Step 4: Start Training
Click Start Training to launch your job. The Platform:
- Provisions a GPU instance
- Downloads your dataset
- Begins training
- Streams metrics in real-time
Free Credits
New accounts receive $5 in credits - enough for several training runs on RTX 4090. Check your balance in Settings > Billing.
Monitor Training
View real-time training progress:
Live Metrics
| Metric | Description |
|---|---|
| Loss | Training and validation loss |
| mAP | Mean Average Precision |
| Precision | Correct positive predictions |
| Recall | Detected ground truths |
| GPU Util | GPU utilization percentage |
| Memory | GPU memory usage |
Checkpoints
Checkpoints are saved automatically:
- Every epoch: Latest weights saved
- Best model: Highest mAP checkpoint preserved
- Final model: Weights at training completion
Stop and Resume
Stop Training
Click Stop Training to pause your job:
- Current checkpoint is saved
- GPU instance is released
- Credits stop being charged
Resume Training
Continue from your last checkpoint:
- Navigate to the model
- Click Resume Training
- Confirm continuation
Resume Limitations
You can only resume training that was explicitly stopped. Failed training jobs may need to restart from scratch.
Remote Training
Train on your own hardware while streaming metrics to the Platform.
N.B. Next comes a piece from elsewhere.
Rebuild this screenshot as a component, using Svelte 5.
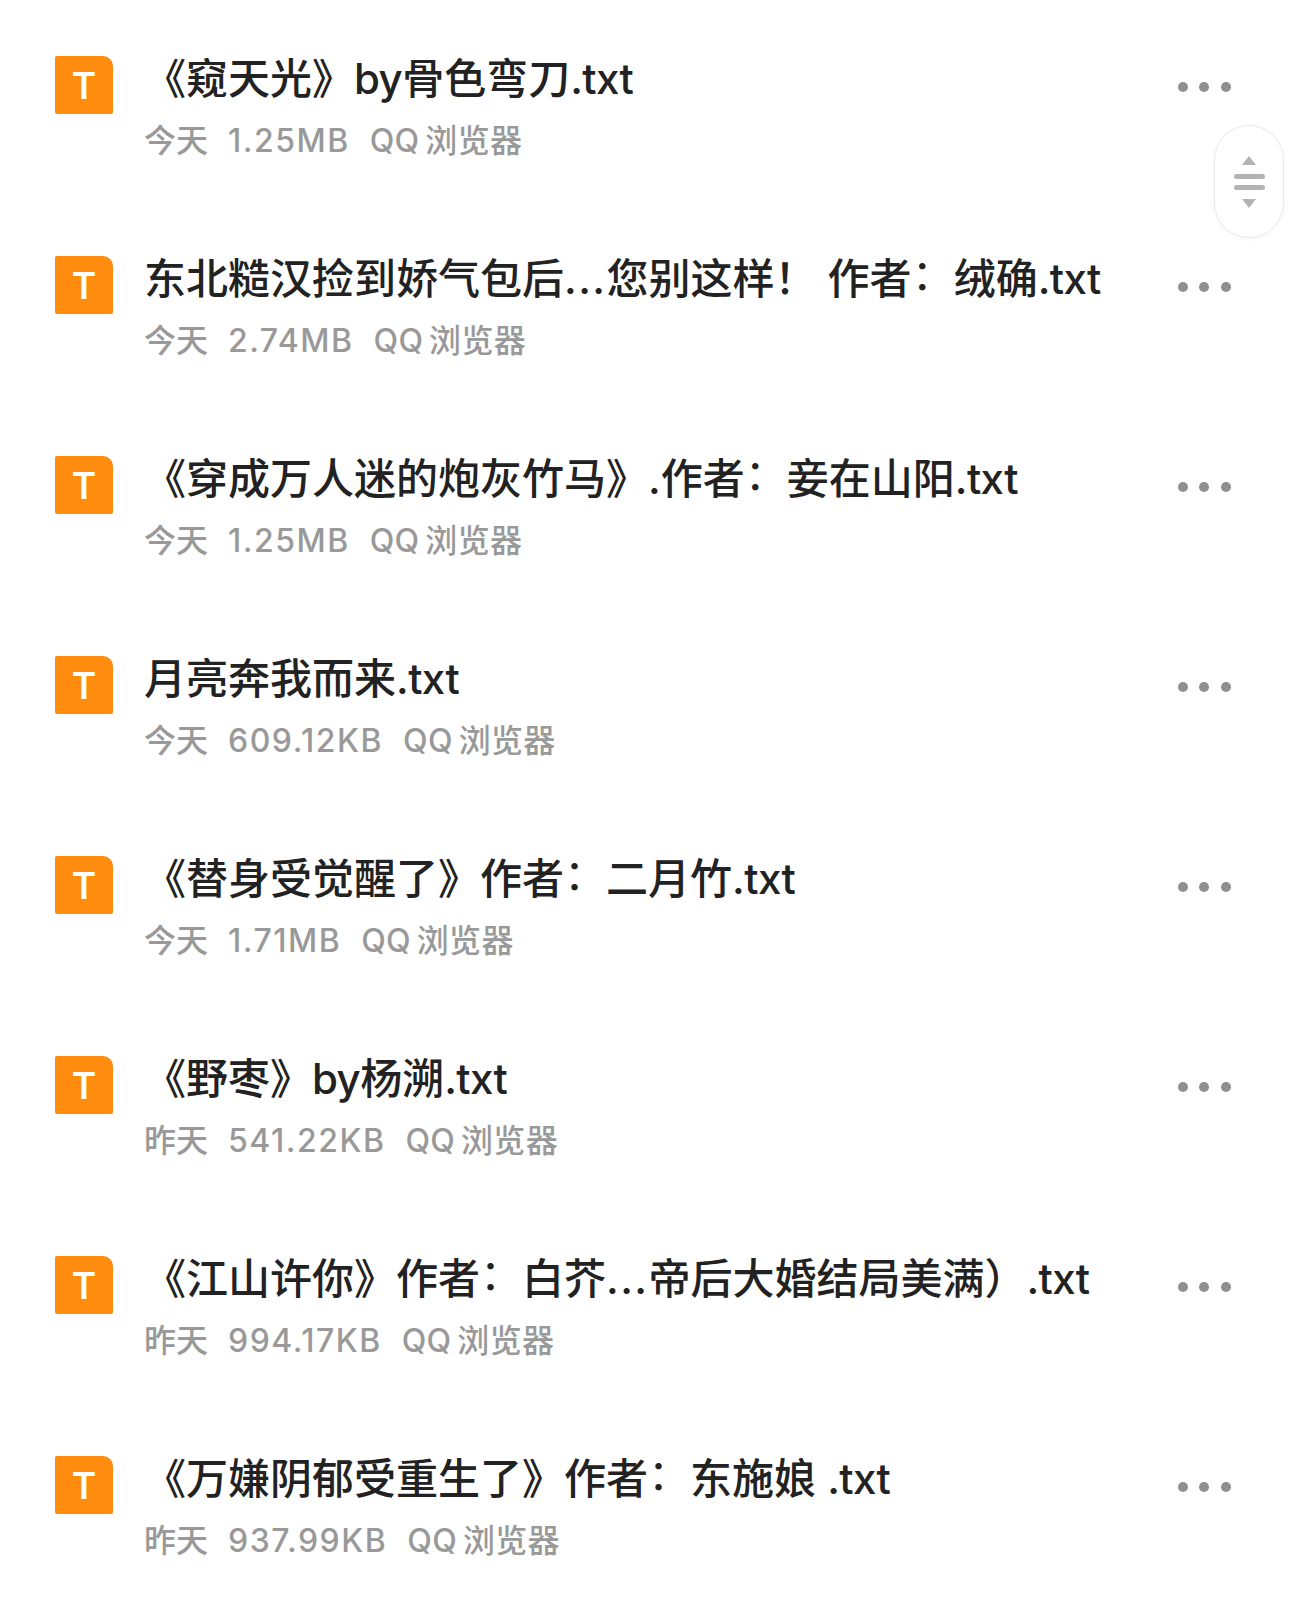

Package Version Requirement
Platform integration requires ultralytics>=8.4.0. Lower versions will NOT work with Platform.
pip install "ultralytics>=8.4.0"
Setup API Key
- Go to Settings > API Keys
- Create a new key with training scope
- Set the environment variable:
export ULTRALYTICS_API_KEY="your_api_key"
Train with Streaming
Use the project and name parameters to stream metrics:
yolo train model=yolo11n.pt data=coco.yaml epochs=100 \
project=username/my-project name=experiment-1
from ultralytics import YOLO
model = YOLO("yolo11n.pt")
model.train(
data="coco.yaml",
epochs=100,
project="username/my-project",
name="experiment-1",
)
Using Platform Datasets
Train with datasets stored on the Platform:
yolo train model=yolo11n.pt data=ul://username/datasets/my-dataset epochs=100
The ul:// URI format automatically downloads and configures your dataset.
Billing
Training costs are based on GPU usage:
Cost Calculation
Total Cost = GPU Rate × Training Time (hours)
| Example | GPU | Time | Cost |
|---|---|---|---|
| Small job | RTX 4090 | 1 hour | $0.74 |
| Medium job | A100 40GB | 4 hours | $5.16 |
| Large job | H100 | 8 hours | $31.92 |
Payment Methods
| Method | Description |
|---|---|
| Account Balance | Pre-loaded credits |
| Pay Per Job | Charge at job completion |
Minimum Balance
A minimum balance of $5.00 is required to start epoch-based training.
View Training Costs
After training, view detailed costs in the Billing tab:
- Per-epoch cost breakdown
- Total GPU time
- Download cost report
Training Tips
Choose the Right Model Size
| Model | Parameters | Best For |
|---|---|---|
| YOLO11n | 2.6M | Real-time, edge devices |
| YOLO11s | 9.4M | Balanced speed/accuracy |
| YOLO11m | 20.1M | Higher accuracy |
| YOLO11l | 25.3M | Production accuracy |
| YOLO11x | 56.9M | Maximum accuracy |
Optimize Training Time
- Start small: Test with fewer epochs first
- Use appropriate GPU: Match GPU to model/batch size
- Validate dataset: Ensure quality before training
- Monitor early: Stop if metrics plateau
Troubleshooting
| Issue | Solution |
|---|---|
| Training stuck at 0% | Check dataset format, retry |
| Out of memory | Reduce batch size or use larger GPU |
| Poor accuracy | Increase epochs, check data quality |
| Training slow | Consider faster GPU |
FAQ
How long does training take?
Training time depends on:
- Dataset size
- Model size
- Number of epochs
- GPU selected
Typical times (1000 images, 100 epochs):
| Model | RTX 4090 | A100 |
|---|---|---|
| YOLO11n | 30 min | 20 min |
| YOLO11m | 60 min | 40 min |
| YOLO11x | 120 min | 80 min |
Can I train overnight?
Yes, training continues until completion. You'll receive a notification when training finishes. Make sure your account has sufficient balance for epoch-based training.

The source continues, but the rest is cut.